Telecom infrastructure is like any other infrastructure—vastly more expensive to build in the west, and in the US in particular. New Dehli’s new subway sections were built for about $70 million per km. Typical in Europe is $200-500 million. New York spent $1.7 billion per km on its newest subway sections.
>Jio is paying Indian wages to lay and splice backhaul fiber,
Dude. Charter Communications posted 10 billion dollars net income for 2017. They have under 100,000 employees. They could raise each of their employees' wages by $100K and still have money left over at the end of the year. It ain't the wages.
1) Charter didn't really make $10 billion in profit last year. That figure is the result of a one-time accounting change: https://www.prnewswire.com/news-releases/charter-announces-f.... This happened to many companies last year--when the corporate tax rate was lowered, they had to re-valuate any tax assets or liabilities using the new rate: https://www.marketwatch.com/story/with-deferred-liabilities-.... That resulted in big one-time gains or losses depending on whether the company had deferred tax assets or deferred tax liabilities. Microsoft booked a $6.3 billion loss in Q2 of this year for similar reasons. That doesn't mean Microsoft is losing money hand over fist!
2) It's more useful to look at Charter's income from operations (page 31 of their 2017 annual report: http://ir.charter.com/phoenix.zhtml?c=112298&p=irol-reportsa...). That has ranged from $3 to 4 billion over the last few years on about $40 billion in revenue. That means that if Charter merely tried to break even, it could lower customer prices by about 10%.
3) Also useful is the breakdown of expenses, which starts at page 37 of the annual report. Out of $40 billion in revenues, $26 billion was spent on operating expenses. Of that, $10.6 billion is the cost of buying video programming, while the rest is maintenance, support, overhead, etc. That $15 billion-ish is dominated by labor costs. Then there is another $10 billion in depreciation, which is the annual decrease in the value of the actual network. The cost of building the network is not counted as an expense, but is instead booked as a capital asset. Each year, the accounting of income accounts for the decreasing value of that asset. That depreciation also reflects primarily labor costs (i.e. the labor costs incurred in building the asset).

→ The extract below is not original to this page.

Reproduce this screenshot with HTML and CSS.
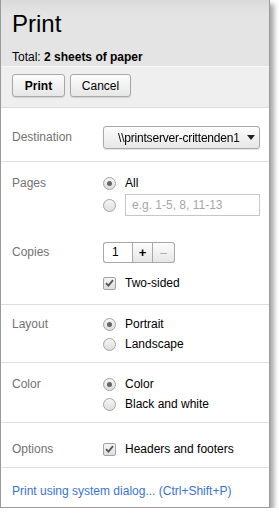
FILE: index.html
```html
<!DOCTYPE html>
<html lang="en">
<head>
    <meta charset="UTF-8">
    <title>Print</title>
    <link rel="stylesheet" href="styles.css">
</head>
<body>

<div class="dialog">
    <div class="header">
        <h1>Print</h1>
        <div class="total">Total: <b>2 sheets of paper</b></div>
    </div>

    <div class="actions">
        <button class="btn btn-print">Print</button>
        <button class="btn btn-cancel">Cancel</button>
    </div>

    <div class="section sec-dest">
        <div class="row">
            <div class="label label-tall">Destination</div>
            <div class="select">
                <span class="select-text">\\printserver-crittenden1</span>
                <span class="arrow"></span>
            </div>
        </div>
    </div>

    <div class="section sec-pages">
        <div class="row">
            <div class="label">Pages</div>
            <div class="opts">
                <div class="opt"><span class="radio checked"></span>All</div>
                <div class="opt opt-input"><span class="radio"></span><span class="range">e.g. 1-5, 8, 11-13</span></div>
            </div>
        </div>
        <div class="row row-copies">
            <div class="label label-copies">Copies</div>
            <div class="opts">
                <div class="stepper">
                    <span class="num">1</span>
                    <span class="step plus">+</span>
                    <span class="step minus">&ndash;</span>
                </div>
                <div class="opt opt-two"><span class="check"><svg width="9" height="8" viewBox="0 0 9 8"><path d="M1 4.2 L3.4 6.6 L8 1.2" fill="none" stroke="#555" stroke-width="1.8"/></svg></span>Two-sided</div>
            </div>
        </div>
    </div>

    <div class="section sec-layout">
        <div class="row">
            <div class="label">Layout</div>
            <div class="opts">
                <div class="opt"><span class="radio checked"></span>Portrait</div>
                <div class="opt"><span class="radio"></span>Landscape</div>
            </div>
        </div>
    </div>

    <div class="section sec-color">
        <div class="row">
            <div class="label">Color</div>
            <div class="opts">
                <div class="opt"><span class="radio checked"></span>Color</div>
                <div class="opt"><span class="radio"></span>Black and white</div>
            </div>
        </div>
    </div>

    <div class="section sec-options">
        <div class="row">
            <div class="label">Options</div>
            <div class="opts">
                <div class="opt"><span class="check"><svg width="9" height="8" viewBox="0 0 9 8"><path d="M1 4.2 L3.4 6.6 L8 1.2" fill="none" stroke="#555" stroke-width="1.8"/></svg></span>Headers and footers</div>
            </div>
        </div>
    </div>

    <div class="system">
        <a href="#">Print using system dialog... (Ctrl+Shift+P)</a>
    </div>
</div>

</body>
</html>
```

FILE: styles.css
```css
body { margin: 0; font-family: "Liberation Sans", Arial, sans-serif; font-size: 12px; color: #000; background: #fff; }

.dialog { width: 270px; height: 508px; box-sizing: border-box; border: 1px solid #9a9a9a; border-top: none; background: #fff; box-shadow: 4px 4px 5px rgba(0, 0, 0, 0.35); }

.header { height: 66px; box-sizing: border-box; padding: 8px 11px 0; background: linear-gradient(#dadada, #e4e4e4 14px); }
.header h1 { margin: 0; font-size: 24px; line-height: 32px; font-weight: normal; }
.total { margin-top: 9px; line-height: 16px; }

.actions { display: flex; gap: 5px; padding: 7px 11px 10px; background: #eeefee; border-top: 1px solid #f7f7f7; border-bottom: 1px solid #dadada; }
.btn { height: 23px; padding: 0; font-family: inherit; font-size: 12px; color: #000; border: 1px solid #a8a8a8; border-radius: 3px; background: linear-gradient(#fdfdfd, #e6e6e6); box-shadow: 0 1px 1px rgba(0, 0, 0, 0.12); }
.btn-print { width: 53px; font-weight: bold; }
.btn-cancel { width: 61px; }

.section { border-bottom: 1px solid #dedede; }
.sec-dest { padding: 18px 0 12px; }
.sec-pages { padding: 11px 0 11px; }
.sec-layout { padding: 9px 0 8px; }
.sec-color { padding: 11px 0 8px; }
.sec-options { padding: 16px 0 8px; }

.row { display: flex; }
.label { width: 91px; padding-left: 11px; line-height: 20px; color: #727272; }
.label-tall { line-height: 23px; }
.row-copies { margin-top: 26px; }
.label-copies { line-height: 21px; }

.opts { display: flex; flex-direction: column; }
.opt { display: flex; align-items: center; height: 20px; }
.opt-input { height: 22px; margin-top: 1px; }
.opt-two { margin-top: 10px; }

.radio { width: 11px; height: 11px; margin-right: 9px; border: 1px solid #a3a3a3; border-radius: 50%; background: linear-gradient(#f6f6f6, #dedede); position: relative; flex: none; }
.radio.checked::after { content: ""; position: absolute; left: 3px; top: 3px; width: 5px; height: 5px; border-radius: 50%; background: #666; }

.check { width: 11px; height: 11px; margin-right: 9px; border: 1px solid #a3a3a3; border-radius: 2px; background: linear-gradient(#f6f6f6, #dedede); display: flex; align-items: center; justify-content: center; flex: none; }

.range { width: 127px; height: 20px; padding-left: 6px; line-height: 20px; border: 1px solid #c6c6c6; color: #a6a6a6; background: #fff; }

.select { width: 155px; height: 21px; display: flex; align-items: center; border: 1px solid #a8a8a8; border-radius: 3px; background: linear-gradient(#fdfdfd, #e6e6e6); box-shadow: 0 1px 1px rgba(0, 0, 0, 0.1); }
.select-text { width: 126px; margin-left: 14px; white-space: nowrap; overflow: hidden; letter-spacing: -0.2px; -webkit-mask-image: linear-gradient(to right, #000 118px, rgba(0, 0, 0, 0.3) 126px); }
.arrow { margin-left: 3px; width: 0; height: 0; border-left: 4px solid transparent; border-right: 4px solid transparent; border-top: 5px solid #222; }

.stepper { display: flex; height: 21px; }
.num { width: 29px; box-sizing: border-box; border: 1px solid #a8a8a8; border-right: none; border-radius: 3px 0 0 3px; background: #fff; line-height: 19px; text-indent: 8px; }
.step { display: flex; align-items: center; justify-content: center; box-sizing: border-box; border: 1px solid #a8a8a8; background: linear-gradient(#fdfdfd, #e6e6e6); }
.plus { width: 21px; font-weight: bold; font-size: 13px; }
.minus { width: 22px; border-left: none; border-radius: 0 3px 3px 0; color: #aaa; }

.system { padding: 13px 11px 0; line-height: 20px; }
.system a { color: #3a73d8; text-decoration: none; }
```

4) Much of the plant maintenance and construction is handled by contractors, who wouldn't be counted in the 100,000 employees.
>>All else being equal, the cellular equipment will cost the same
I'm not sure where I read this. But I remember reading several years back, Airtel doesn't buy telecom equipment, it actually leases it, and pays for it as it goes. Which is why the prices were so low even for a new tech rollout like 4G.
Not sure if Jio has the same model.
>>Telecom infrastructure is like any other infrastructure—vastly more expensive to build in the west
Apart from land acquisition costs. India doesn't buy TBMs(Tunnel Boring Machines), from what I know. TBM's are a very capital expensive investment. But pace of building things is very slow in India compared to any such project in the west.
Having said that India does do frugal engineering well.
Not sure where you got such wrong information by tunnel boring machines. They are widely used and are cheap (don't believe 1 billion$ per mile some businessman sells you). Both Delhi and Mumbai have used tunnel boring machines. Indian metro cost 30-100 million dollars per mile based on property prices, number of stations, and ratio of underground/overground. Don't know the breakdown, but have read that the major costs are stations. Tbm themselves are expendable. That is why Delhi and Mumbai ordered 19 and 17 tbm for a single phase and a single line.
>>Not sure where you got such wrong information by tunnel boring machines.
I'm not saying they don't use it. I'm saying they don't buy it. They lease it. Bangalore Metro's snail pace is largely due to inability to afford renting more TBM's.
TBM's are not cheap. Not for the budget projects like Bangalore(and other cities get) metro gets. Delhi and Mumbai are a different deal, as government spends money through a fire hose there. In fact South India pays most of the taxes and gets little in return, compared to North, which gets >1 rupee for every rupee it contributes to the exchequer.
South Indian cities are not that lucky.
One of the feedbacks that went into further phases for Bangalore Metro was to get more TBMs. They only used like 4 for the first phase, and even there one broke down and it took like months to get it fixed.
Airtel did used to buy equipment indirectly, by paying dollars per capacity (erlang model) and letting the vendor figure out what that involved regarding equipment. But they moved away from this a few years ago to a more traditional model of just buying equipment, along with making some other major changes to the way they buy IT services as well.
Labor costs sound like a weak excuse. Sure I don't expect the same price, but with 1.5gb/day( which realistically speaking is the only thing that matters) I'm paying 180 times more per gb of data.
Until you realize what labor costs are (or deployment density is) in the West compared to those countries?
Also, price is a function of what the return value and need to have capital to invest with, not just the minimum cost to operate once things are set in place.
Telecom infrastructure is like any other infrastructure—vastly more expensive to build in the west, and in the US in particular. New Dehli’s new subway sections were built for about $70 million per km. Typical in Europe is $200-500 million. New York spent $1.7 billion per km on its newest subway sections.